Si va a Venezia, città magica fatta di acqua che scorre, sempre nuova, lungo edifici della storia dell’uomo. Si visita poi il memoriale Brion, opera eccezionale e forse la sintesi del pensiero di Scarpa, un luogo dove il filosofo giapponese Ryōsuke Ōhashi che interviene nel docufilm, si è sentito a casa: lo ha percepito contemporaneamente vicino e lontano.

«Sentirsi insieme vicini e lontani è un concetto della cultura giapponese», spiega Silvia Siberini, che dopo la laurea in filosofia si è specializzata in Culture e Civiltà Orientali e in particolare in lingua giapponese, «è un’esperienza specifica di percepire due elementi contemporaneamente. E alla tomba Brion si traduce nell’esperienza di due dimensioni, quella occidentale e quella orientale, riunite in un unico luogo».

Quell’esperienza diventa propria dello spettatore che entra piano nella lentezza di un film sul tempo di due culture così lontane e così vicine, raccontate attraverso lo spazio.

«Abbiamo filmato in Giappone le stesse atmosfere presenti in Scarpa, l’acqua, la natura, le piante, i suoni creati dagli elementi naturali. C’è un ritmo che è sia musicale sia naturale».

Quello che viene a crearsi è un mondo, in cui il visitatore si immerge. Esattamente come nelle architetture di Scarpa: «La dimensione che si apre nelle sue architetture è quella dell’ascolto. Ma è un ascolto diverso, che deve avvenire con tutti i sensi, nella comprensione di una dimensione totale di chi vive gli spazi», spiega ancora Siberini.

E lei insieme a Stefano Croci, per realizzare questo film, hanno trascorso un lungo tempo nei luoghi dell’architetto veneziano, li hanno ascoltati in stagioni diverse, in anni diversi con luci diverse, fino ad addomesticarli. Anzi, ad addomesticare se stessi a quei luoghi e a quelle luci, tra riflessi e giochi di ombre.

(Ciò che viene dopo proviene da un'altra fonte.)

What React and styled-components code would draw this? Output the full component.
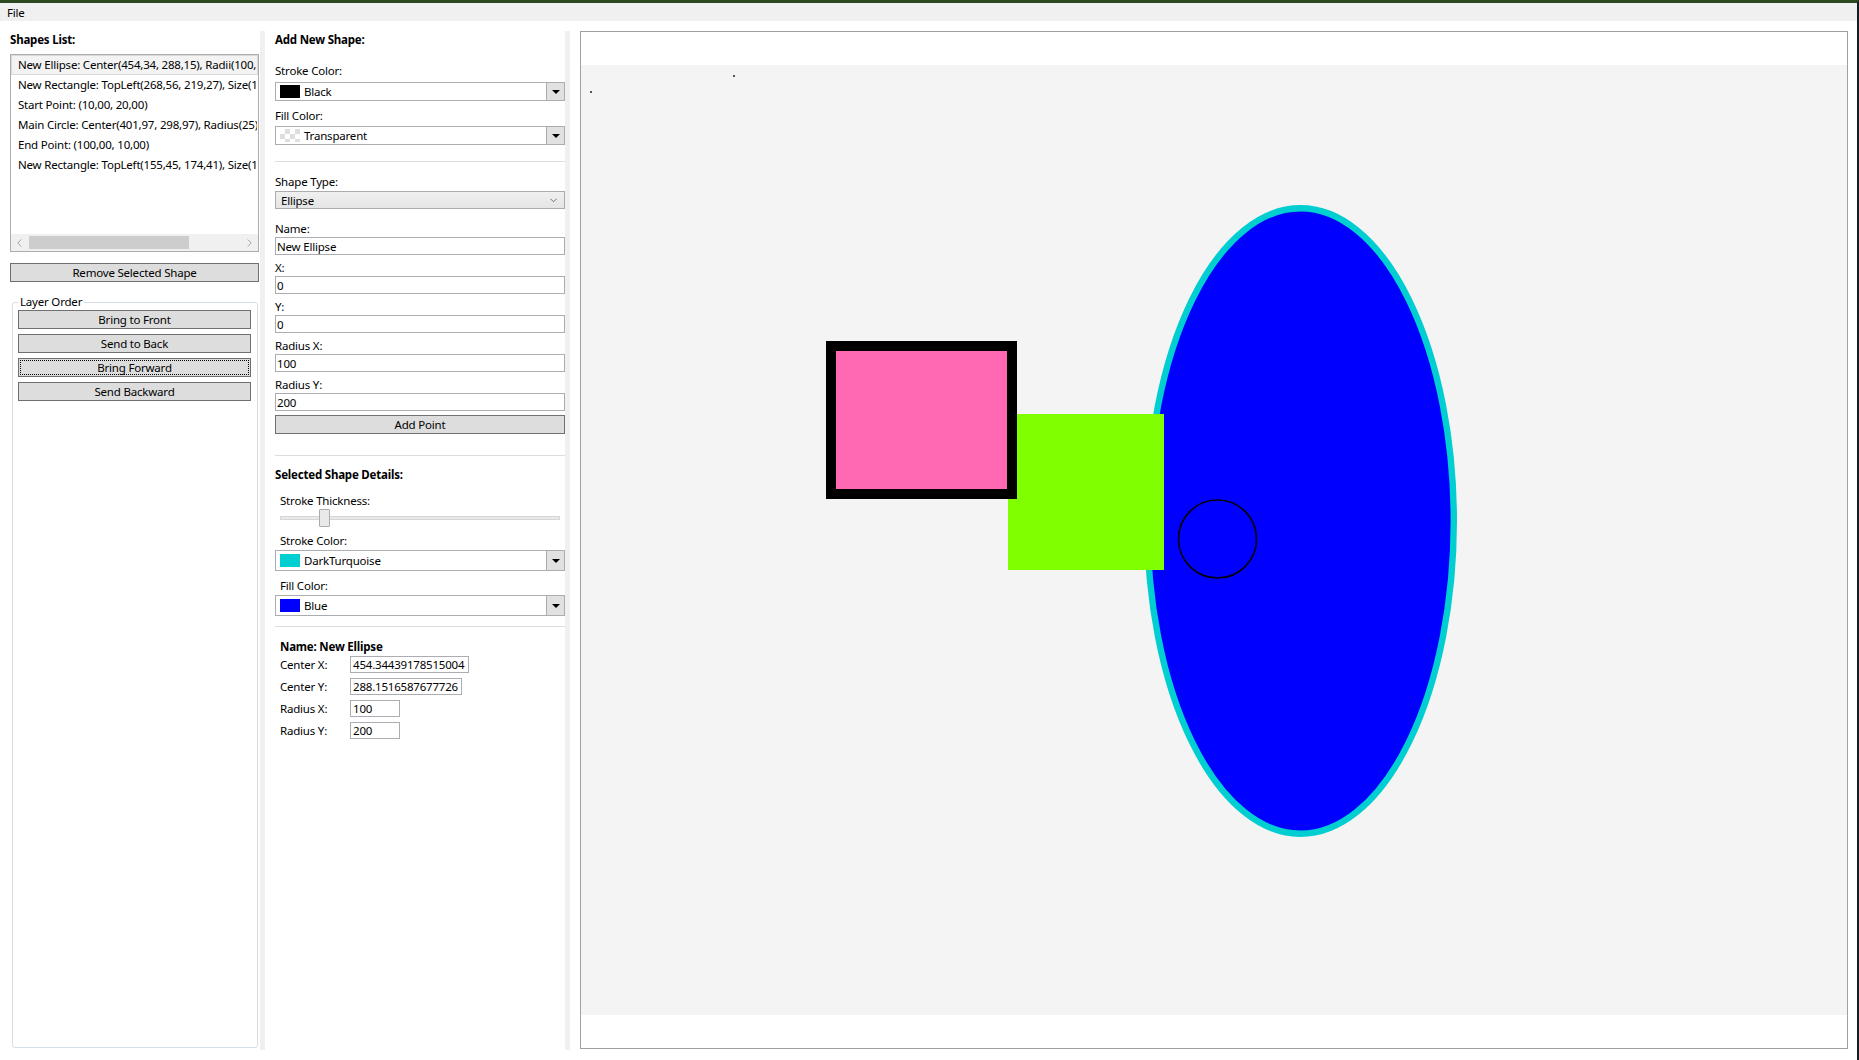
import React from "react";
import styled, { createGlobalStyle } from "styled-components";

const GlobalStyle = createGlobalStyle`
  html, body { margin: 0; padding: 0; background: #ffffff; }
  body {
    font-family: "Noto Sans", "Open Sans", sans-serif;
    font-size: 11.5px;
    letter-spacing: -0.2px;
    color: #000;
  }
  * { box-sizing: border-box; }
`;

const Window = styled.div`
  width: 1859px;
  height: 1060px;
  display: flex;
  flex-direction: column;
  background: #ffffff;
  border-top: 3px solid #2c4a20;
  border-right: 2px solid #161b21;
  overflow: hidden;
`;

const MenuBar = styled.div`
  height: 18px;
  background: #f0f0f0;
  display: flex;
  align-items: center;
  padding: 1px 0 0 7px;
`;

const MenuItem = styled.span`
  line-height: 16px;
`;

const Main = styled.div`
  flex: 1;
  display: grid;
  grid-template-columns: 260px 5px 300px 5px 1fr;
  padding: 10px 0 10px 0;
  min-height: 0;
`;

const Splitter = styled.div`
  background: #f0f0f0;
`;

const LeftPane = styled.div`
  display: flex;
  flex-direction: column;
  padding: 0 1px 0 10px;
  min-height: 0;
`;

const Heading = styled.div`
  font-weight: 700;
  line-height: 16px;
  height: 16px;
  margin-top: 1px;
  white-space: nowrap;
`;

const ListBox = styled.div`
  margin-top: 6px;
  height: 198px;
  border: 1px solid #abadb3;
  display: flex;
  flex-direction: column;
  overflow: hidden;
`;

const ListItems = styled.div`
  flex: 1;
  overflow: hidden;
`;

const ListItem = styled.div`
  height: 20px;
  line-height: 18px;
  padding-left: 6px;
  white-space: nowrap;
  overflow: hidden;
  border: 1px solid ${(p) => (p.$selected ? "#dadada" : "transparent")};
  background: ${(p) => (p.$selected ? "#f3f3f3" : "transparent")};
`;

const HScroll = styled.div`
  height: 17px;
  background: #f0f0f0;
  display: flex;
  align-items: center;
`;

const ScrollArrow = styled.div`
  width: 17px;
  height: 17px;
  display: flex;
  align-items: center;
  justify-content: center;
`;

const ScrollTrack = styled.div`
  flex: 1;
  height: 13px;
`;

const ScrollThumb = styled.div`
  height: 13px;
  width: 160px;
  margin-left: 1px;
  background: #cdcdcd;
`;

const Button = styled.div`
  height: 19px;
  border: 1px solid #707070;
  background: #dddddd;
  text-align: center;
  line-height: 17px;
  margin-top: ${(p) => p.$mt || 0}px;
  outline: ${(p) => (p.$focused ? "1px dotted #000" : "none")};
  outline-offset: -3px;
  white-space: nowrap;
`;

const GroupBox = styled.fieldset`
  flex: 1;
  margin: 12px 1px 2px 2px;
  border: 1px solid #d5dfe5;
  border-radius: 3px;
  padding: 0 6px 0 5px;
  display: flex;
  flex-direction: column;
  gap: 5px;
  min-width: 0;
`;

const Legend = styled.legend`
  padding: 0 2px;
  line-height: 16px;
`;

const MiddlePane = styled.div`
  display: flex;
  flex-direction: column;
  padding-left: 10px;
`;

const Label = styled.div`
  line-height: 16px;
  height: 16px;
  margin-top: ${(p) => p.$mt || 0}px;
  margin-bottom: ${(p) => p.$mb || 0}px;
  padding-left: ${(p) => p.$indent || 0}px;
  font-weight: ${(p) => (p.$bold ? 700 : 400)};
  white-space: nowrap;
`;

const ColorCombo = styled.div`
  height: ${(p) => p.$h}px;
  border: 1px solid #abadb3;
  background: #ffffff;
  display: flex;
  align-items: center;
`;

const Swatch = styled.div`
  width: 20px;
  height: 13px;
  margin-left: 4px;
  background: ${(p) => p.$color};
  ${(p) =>
    p.$checker
      ? `background-color: #ffffff;
         background-image: linear-gradient(45deg, #dedede 25%, transparent 25%, transparent 75%, #dedede 75%),
                           linear-gradient(45deg, #dedede 25%, transparent 25%, transparent 75%, #dedede 75%);
         background-size: 10px 10px;
         background-position: 0 0, 5px 5px;`
      : ""}
`;

const ComboText = styled.span`
  margin-left: 4px;
  line-height: 16px;
`;

const DropButton = styled.div`
  margin-left: auto;
  width: 18px;
  align-self: stretch;
  background: #e1e1e1;
  border-left: 1px solid #acacac;
  display: flex;
  align-items: center;
  justify-content: center;
`;

const Triangle = styled.div`
  width: 0;
  height: 0;
  border-left: 4px solid transparent;
  border-right: 4px solid transparent;
  border-top: 4px solid #000;
`;

const Separator = styled.div`
  height: 1px;
  background: #dcdcdc;
  margin-top: ${(p) => p.$mt || 0}px;
`;

const ShapeCombo = styled.div`
  height: 18px;
  border: 1px solid #acacac;
  background: linear-gradient(#f0f0f0, #e5e5e5);
  display: flex;
  align-items: center;
  padding: 0 7px 0 5px;
  justify-content: space-between;
`;

const TextBox = styled.input`
  display: block;
  width: 100%;
  height: 18px;
  border: 1px solid #abadb3;
  padding: 0 1px;
  margin: 0;
  font-family: inherit;
  font-size: inherit;
  letter-spacing: inherit;
  line-height: 16px;
  color: #000;
  background: #fff;
  outline: none;
`;

const Slider = styled.div`
  position: relative;
  height: 18px;
  margin: 0 5px;
  display: flex;
  align-items: center;
`;

const SliderTrack = styled.div`
  flex: 1;
  height: 4px;
  background: #e7eaea;
  border: 1px solid #d6d6d6;
`;

const SliderThumb = styled.div`
  position: absolute;
  top: 0;
  left: 39px;
  width: 11px;
  height: 18px;
  background: #e9e9e9;
  border: 1px solid #acacac;
  border-radius: 1px;
`;

const DetailRow = styled.div`
  display: flex;
  align-items: center;
  height: 17px;
  padding-left: 5px;
  margin-top: ${(p) => p.$mt || 0}px;
`;

const DetailLabel = styled.span`
  width: 70px;
  line-height: 16px;
  white-space: nowrap;
`;

const DetailBox = styled.div`
  width: ${(p) => p.$w}px;
  height: 17px;
  border: 1px solid #abadb3;
  padding-left: 2px;
  line-height: 15px;
  white-space: nowrap;
  overflow: hidden;
`;

const RightPane = styled.div`
  padding: 0 9px 0 10px;
  display: flex;
  flex-direction: column;
  min-width: 0;
`;

const Canvas = styled.div`
  flex: 1;
  margin-bottom: 1px;
  border: 1px solid #a0a0a0;
  background: #ffffff;
  padding: 33px 0;
  display: flex;
  flex-direction: column;
  position: relative;
  overflow: hidden;
`;

const CanvasSurface = styled.div`
  flex: 1;
  background: #f4f4f4;
`;

const ShapesLayer = styled.svg`
  position: absolute;
  top: 0;
  left: 0;
`;

const Chevron = () => (
  <svg width="7" height="5" viewBox="0 0 7 5">
    <path d="M0.5 0.8 L3.5 3.8 L6.5 0.8" fill="none" stroke="#707070" strokeWidth="1" />
  </svg>
);

const ArrowLeft = () => (
  <svg width="5" height="8" viewBox="0 0 5 8">
    <path d="M4.2 0.5 L0.8 4 L4.2 7.5" fill="none" stroke="#a3a3a3" strokeWidth="1" />
  </svg>
);

const ArrowRight = () => (
  <svg width="5" height="8" viewBox="0 0 5 8">
    <path d="M0.8 0.5 L4.2 4 L0.8 7.5" fill="none" stroke="#a3a3a3" strokeWidth="1" />
  </svg>
);

const shapes = [
  "New Ellipse: Center(454,34, 288,15), Radii(100, 200)",
  "New Rectangle: TopLeft(268,56, 219,27), Size(100, 100)",
  "Start Point: (10,00, 20,00)",
  "Main Circle: Center(401,97, 298,97), Radius(25)",
  "End Point: (100,00, 10,00)",
  "New Rectangle: TopLeft(155,45, 174,41), Size(120, 100)",
];

const ColorPicker = ({ h, color, checker, name }) => (
  <ColorCombo $h={h}>
    <Swatch $color={color} $checker={checker} />
    <ComboText>{name}</ComboText>
    <DropButton>
      <Triangle />
    </DropButton>
  </ColorCombo>
);

export default function App() {
  return (
    <>
      <GlobalStyle />
      <Window>
        <MenuBar>
          <MenuItem>File</MenuItem>
        </MenuBar>
        <Main>
          <LeftPane>
            <Heading>Shapes List:</Heading>
            <ListBox>
              <ListItems>
                {shapes.map((s, i) => (
                  <ListItem key={i} $selected={i === 0}>
                    {s}
                  </ListItem>
                ))}
              </ListItems>
              <HScroll>
                <ScrollArrow>
                  <ArrowLeft />
                </ScrollArrow>
                <ScrollTrack>
                  <ScrollThumb />
                </ScrollTrack>
                <ScrollArrow>
                  <ArrowRight />
                </ScrollArrow>
              </HScroll>
            </ListBox>
            <Button $mt={11}>Remove Selected Shape</Button>
            <GroupBox>
              <Legend>Layer Order</Legend>
              <Button>Bring to Front</Button>
              <Button>Send to Back</Button>
              <Button $focused>Bring Forward</Button>
              <Button>Send Backward</Button>
            </GroupBox>
          </LeftPane>
          <Splitter />
          <MiddlePane>
            <Heading>Add New Shape:</Heading>
            <Label $mt={15} $mb={3}>Stroke Color:</Label>
            <ColorPicker h={19} color="#000000" name="Black" />
            <Label $mt={7} $mb={2}>Fill Color:</Label>
            <ColorPicker h={19} checker name="Transparent" />
            <Separator $mt={16} />
            <Label $mt={12} $mb={1}>Shape Type:</Label>
            <ShapeCombo>
              <span>Ellipse</span>
              <Chevron />
            </ShapeCombo>
            <Label $mt={12}>Name:</Label>
            <TextBox readOnly value="New Ellipse" />
            <Label $mt={5}>X:</Label>
            <TextBox readOnly value="0" />
            <Label $mt={5}>Y:</Label>
            <TextBox readOnly value="0" />
            <Label $mt={5}>Radius X:</Label>
            <TextBox readOnly value="100" />
            <Label $mt={5}>Radius Y:</Label>
            <TextBox readOnly value="200" />
            <Button $mt={4}>Add Point</Button>
            <Separator $mt={21} />
            <Label $mt={11} $bold>Selected Shape Details:</Label>
            <Label $mt={10} $indent={5}>Stroke Thickness:</Label>
            <Slider>
              <SliderTrack />
              <SliderThumb />
            </Slider>
            <Label $mt={6} $mb={1} $indent={5}>Stroke Color:</Label>
            <ColorPicker h={21} color="#00ced1" name="DarkTurquoise" />
            <Label $mt={7} $mb={1} $indent={5}>Fill Color:</Label>
            <ColorPicker h={21} color="#0000ff" name="Blue" />
            <Separator $mt={10} />
            <Label $mt={12} $bold $indent={5}>Name: New Ellipse</Label>
            <DetailRow $mt={1}>
              <DetailLabel>Center X:</DetailLabel>
              <DetailBox $w={119}>454.34439178515004</DetailBox>
            </DetailRow>
            <DetailRow $mt={5}>
              <DetailLabel>Center Y:</DetailLabel>
              <DetailBox $w={112}>288.1516587677726</DetailBox>
            </DetailRow>
            <DetailRow $mt={5}>
              <DetailLabel>Radius X:</DetailLabel>
              <DetailBox $w={50}>100</DetailBox>
            </DetailRow>
            <DetailRow $mt={5}>
              <DetailLabel>Radius Y:</DetailLabel>
              <DetailBox $w={50}>200</DetailBox>
            </DetailRow>
          </MiddlePane>
          <Splitter />
          <RightPane>
            <Canvas>
              <CanvasSurface />
              <ShapesLayer width="1266" height="1016" viewBox="581 32 1266 1016">
                <ellipse cx="1300.5" cy="521" rx="153.3" ry="312.8" fill="#0000ff" stroke="#00ced1" strokeWidth="6.4" />
                <rect x="1008" y="414" width="156" height="156" fill="#7fff00" />
                <rect x="590" y="91" width="2" height="2" fill="#555555" />
                <rect x="733" y="75" width="2" height="2" fill="#555555" />
                <circle cx="1217.5" cy="539" r="39" fill="none" stroke="#000000" strokeWidth="1.6" />
                <rect x="831" y="346" width="181" height="148" fill="#ff69b4" stroke="#000000" strokeWidth="10" />
              </ShapesLayer>
            </Canvas>
          </RightPane>
        </Main>
      </Window>
    </>
  );
}
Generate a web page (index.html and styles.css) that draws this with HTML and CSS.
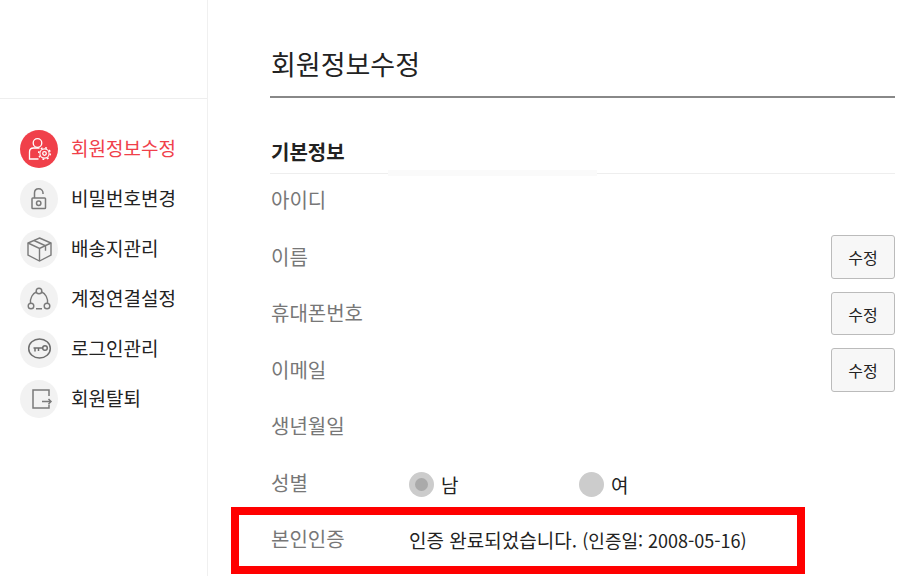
FILE: index.html
```html
<!DOCTYPE html>
<html lang="ko">
<head>
    <meta charset="UTF-8">
    <meta name="viewport" content="width=device-width, initial-scale=1.0">
    <title>회원정보수정</title>
    <link rel="stylesheet" href="styles.css">
</head>
<body>
    <div class="page">
        <aside class="sidebar">
            <ul class="menu">
                <li class="menu-item active">
                    <span class="menu-icon">
                        <svg viewBox="0 0 38 38" width="38" height="38" fill="none" stroke="#fff" stroke-width="1.3">
                            <circle cx="17.5" cy="13" r="4.3"/>
                            <path d="M18.500 29H9.500v-7c0-2.500 1.800-4 4-4h6"/>
                            <circle cx="24.500" cy="23.500" r="1.800"/>
                            <circle cx="24.500" cy="23.500" r="4.600" stroke-width="1.100"/>
                            <circle cx="24.500" cy="23.500" r="5.800" stroke-width="1.500" stroke-dasharray="1.800 2.755"/>
                        </svg>
                    </span>
                    <span class="menu-label">회원정보수정</span>
                </li>
                <li class="menu-item">
                    <span class="menu-icon">
                        <svg viewBox="0 0 38 38" width="38" height="38" fill="none" stroke="#7a7a7a" stroke-width="1.500">
                            <rect x="12" y="18" width="13.500" height="10.500" rx="0.800"/>
                            <path d="M14.500 18v-5c0-2.500 1.800-4.300 4.200-4.300s4.300 1.800 4.300 4.300v1"/>
                            <circle cx="18.700" cy="23.200" r="2.200"/>
                        </svg>
                    </span>
                    <span class="menu-label">비밀번호변경</span>
                </li>
                <li class="menu-item">
                    <span class="menu-icon">
                        <svg viewBox="0 0 38 38" width="38" height="38" fill="none" stroke="#7a7a7a" stroke-width="1.400">
                            <path d="M19.500 8L31 13v12l-11.500 6L8 25V13z"/>
                            <path d="M8 13l11.500 5.500L31 13M19.500 18.500V31"/>
                            <path d="M14 10.500l11.500 5.300v5"/>
                        </svg>
                    </span>
                    <span class="menu-label">배송지관리</span>
                </li>
                <li class="menu-item">
                    <span class="menu-icon">
                        <svg viewBox="0 0 38 38" width="38" height="38" fill="none" stroke="#7a7a7a" stroke-width="1.400">
                            <circle cx="19" cy="11" r="2.800"/>
                            <circle cx="11" cy="26" r="2.800"/>
                            <circle cx="27" cy="26" r="2.800"/>
                            <path d="M16.400 12c-3.900 1.500-6.400 6-5.900 11.200M21.600 12c3.900 1.500 6.400 6 5.900 11.200M16 28.800h6"/>
                        </svg>
                    </span>
                    <span class="menu-label">계정연결설정</span>
                </li>
                <li class="menu-item">
                    <span class="menu-icon">
                        <svg viewBox="0 0 38 38" width="38" height="38" fill="none" stroke="#6e6e6e" stroke-width="1.500">
                            <ellipse cx="19.500" cy="18.500" rx="10.800" ry="9.500"/>
                            <circle cx="25" cy="18" r="2.300"/>
                            <path d="M22.700 18H13.500M15 18v3.500M18.500 18v3"/>
                        </svg>
                    </span>
                    <span class="menu-label">로그인관리</span>
                </li>
                <li class="menu-item">
                    <span class="menu-icon">
                        <svg viewBox="0 0 38 38" width="38" height="38" fill="none" stroke="#7a7a7a" stroke-width="1.500">
                            <path d="M29 16v-6H13v18h16v-3.500"/>
                            <path d="M22 21.500h9M28.500 19l2.500 2.500-2.500 2.500"/>
                        </svg>
                    </span>
                    <span class="menu-label">회원탈퇴</span>
                </li>
            </ul>
        </aside>

        <main class="content">
            <h1 class="page-title">회원정보수정</h1>

            <h2 class="section-title">기본정보</h2>
            <div class="section-glare"></div>

            <div class="form-list">
                <div class="form-row">
                    <span class="form-label">아이디</span>
                </div>
                <div class="form-row">
                    <span class="form-label">이름</span>
                    <button class="edit-btn">수정</button>
                </div>
                <div class="form-row">
                    <span class="form-label">휴대폰번호</span>
                    <button class="edit-btn">수정</button>
                </div>
                <div class="form-row">
                    <span class="form-label">이메일</span>
                    <button class="edit-btn">수정</button>
                </div>
                <div class="form-row">
                    <span class="form-label">생년월일</span>
                </div>
                <div class="form-row">
                    <span class="form-label">성별</span>
                    <label class="radio-option"><span class="radio checked"></span>남</label>
                    <label class="radio-option"><span class="radio"></span>여</label>
                </div>
                <div class="form-row">
                    <span class="form-label">본인인증</span>
                    <span class="form-value">인증 완료되었습니다. <span class="form-date">(인증일: 2008-05-16)</span></span>
                    <div class="highlight"></div>
                </div>
            </div>
        </main>
    </div>
</body>
</html>
```

FILE: styles.css
```css
html, body {
    margin: 0;
    height: 100%;
    overflow: hidden;
    background: #fff;
}
body {
    font-family: 'Noto Sans CJK KR', 'Noto Sans', sans-serif;
    color: #222;
}
.page {
    display: flex;
    height: 576px;
}
.sidebar {
    width: 207px;
    border-right: 1px solid #f0f0f0;
    flex-shrink: 0;
}
.menu {
    list-style: none;
    margin: 98px 0 0;
    padding: 25px 0 0 20px;
    border-top: 1px solid #eee;
}
.menu-item {
    display: flex;
    align-items: center;
    gap: 13px;
    height: 50px;
    font-size: 19px;
    color: #222;
}
.menu-item.active {
    color: #f0404a;
}
.menu-label {
    padding-bottom: 4px;
}
.menu-icon {
    width: 38px;
    height: 38px;
    border-radius: 50%;
    background: #f2f2f2;
    display: block;
}
.menu-item.active .menu-icon {
    background: #f0404a;
}
.menu-icon svg {
    display: block;
}
.content {
    position: relative;
    flex: 1;
    padding: 0 18px 0 62px;
}
.page-title {
    margin: 0;
    padding-top: 45px;
    padding-bottom: 13px;
    height: 38px;
    line-height: 38px;
    font-size: 27px;
    font-weight: 400;
    text-indent: 1px;
    border-bottom: 2px solid #888;
}
.section-title {
    margin: 0;
    padding-top: 38px;
    height: 37px;
    line-height: 32px;
    font-size: 20px;
    font-weight: 700;
    text-indent: 1px;
    border-bottom: 1px solid #eee;
}
.section-glare {
    position: absolute;
    left: 180px;
    top: 170px;
    width: 209px;
    height: 6px;
    background: #fafafa;
}
.form-list {
    margin-top: -1.700px;
}
.form-row {
    position: relative;
    display: flex;
    align-items: center;
    height: 56.500px;
}
.form-label {
    width: 139px;
    flex-shrink: 0;
    padding-bottom: 2px;
    font-size: 20px;
    text-indent: 1px;
    color: #777;
}
.edit-btn {
    margin-left: auto;
    width: 64px;
    height: 43.600px;
    padding: 0;
    border: 1px solid #bbb;
    border-radius: 3px;
    background: #f7f7f7;
    font-family: inherit;
    font-size: 16px;
    color: #222;
}
.radio-option {
    display: flex;
    align-items: center;
    gap: 7px;
    width: 170px;
    margin-top: 3px;
    font-size: 19px;
    color: #222;
}
.radio {
    position: relative;
    width: 25px;
    height: 25px;
    border-radius: 50%;
    background: #ccc;
}
.radio.checked::after {
    content: "";
    position: absolute;
    left: 6px;
    top: 6px;
    width: 13px;
    height: 13px;
    border-radius: 50%;
    background: #aaa;
}
.form-value {
    font-size: 19px;
    color: #222;
}
.form-date {
    font-size: 18px;
}
.highlight {
    position: absolute;
    left: -39px;
    top: -4px;
    width: 574px;
    height: 67px;
    box-sizing: border-box;
    border: 8px solid #f00;
}
```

Già, la luce. O meglio, l’ombra. Si può definire uno spazio grazie all’ombra? L’architettura di Scarpa in effetti è fatta di tagli di luce, di pieni che impongono passaggi stretti che illuminano un’oscurità, oppure determinano un passaggio dell’acqua. Ma è ancora la luce a disegnare gli esterni, continuamente invitati a giocare con i riflessi che creano negli specchi d’acqua, o con il passaggio del tempo sulle loro facciate, capaci di disegnare ogni volta lo stesso disegno che, minuti dopo, non sarà più.

«C’è un libro molto amato da Scarpa che abbiamo usato come sottotetto ed è Libro d’ombra di TanizaliJun’ichirō», spiega Siberini. Che poi procede: «La parola giapponese Kire indica il taglio. Il taglio tra vita e morte, ma in ambito estetico ha applicazioni diverse, per esempio si usa anche nell’Ikebana: il fiore reciso ha un altro significato rispetto a quello che aveva un attimo prima di essere tagliato. Lo stesso accade con la luce: un taglio di luce caratterizza diversamente uno spazio d’ombra, come si vede bene nelle architetture giapponesi».

E Scarpa? «Abbiamo voluto filmare tutto questo, per esempio lo abbiamo fatto nella gipsoteca canoviana», risponde Croci, dove il sole sull’acqua in movimento si riflette dietro le sculture del Canova, come a dimostrare l’uso architettonico della luce ad opera di Scarpa. Che è proprio l’architetto della luce».